The man is not back yet and does NOT need to be thinking about other possibilities like what else may have happened and is in no postion to make decisions about what should happen with the kid.
He needs to focus on the job he is facing and get back safely.
Montana - immense thanks for being there protecting our freedoms. Please ignore all of the insensitive crap being posted and focus on getting back in one piece. The details and dealing with it can happen when your back. For now, everytime those mind movies start playing try to do two things - one is get real busy and engrossed in something that forces you think about what your doing. Do not sit and think. Second, try to displace those thoughts with something you remember fondly about your wife - a great trip or a special time with her. People do make mistakes and it may very well be that it is just as she describes it. DOn't let your mind wander to all of the possibilities. Remember that everyone's situation is different and there are lot of people on here that were not just cheated on but unable to get their spouses to consider reconciling and working through it or were dragged through the mud because their spouses refused to give up the affair.
Take what your wife is telling you at face value until you are in front of her and can talk. Unfortunately the decision about the kid is entirely up to her so you will again have to wait until you are face to face to discuss it. Focus on not doing harm to her or you by accusations, getting angry or interrogations. You want her to be open and honest and all of those things will cause her shut down. In fact, as hard as it may be, thank ehr for being honest and ask she continue to do so no matter how painful it may be. DO NOT dig into the gory details, that only adds to the mind movies and triggers and is not worth nor what you need now or ever.
I know how hard it is to keep your mind from playing the movies in your head. While it might not seem possible, you are going through is a form of the PTSD (post traumatic stress syndrome) that soldiers get from being in combat. Please don't be afraid to see a chaplain or base medical for some help.

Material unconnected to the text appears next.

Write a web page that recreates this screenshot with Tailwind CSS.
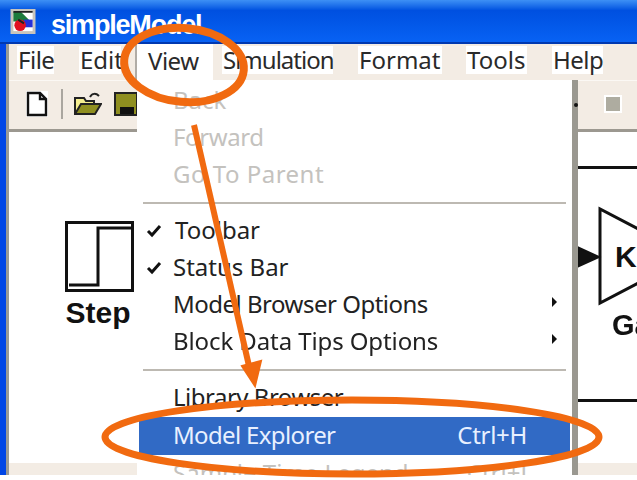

One other thing to focus on and use to help keep your spirits up - this can all work out and things can be better in your marriage as a result. Your wife obviously knows she crossed over a serious boundary and is very remorseful which is a fantastic start on reconciling and healing for both of you. It will take time and work but it can get dramatically better for both of you. I'll use myself as an example. 27 years married. Wife cheated with 2 men 20 years ago then a "friend" of mine for 18 years. MY youngest daughter, is not biologically mine. In spite of all this we are reconciling and doing extremely well 8 months out from discovery. We are more in love now than we have been in many years. Those mind movies started to subside for me in about 2 months with help from counselor and marriage counselling. If you love her and i know you do, know that together as a team, the two of you can get through this.
Take care of yourself, focus on keeping yourself safe and coming back. Thanks again for the hard work your doing!
This man needs encouragement and help.
Last edited by 8yearscheating; 08-08-2011 at 11:09 AM.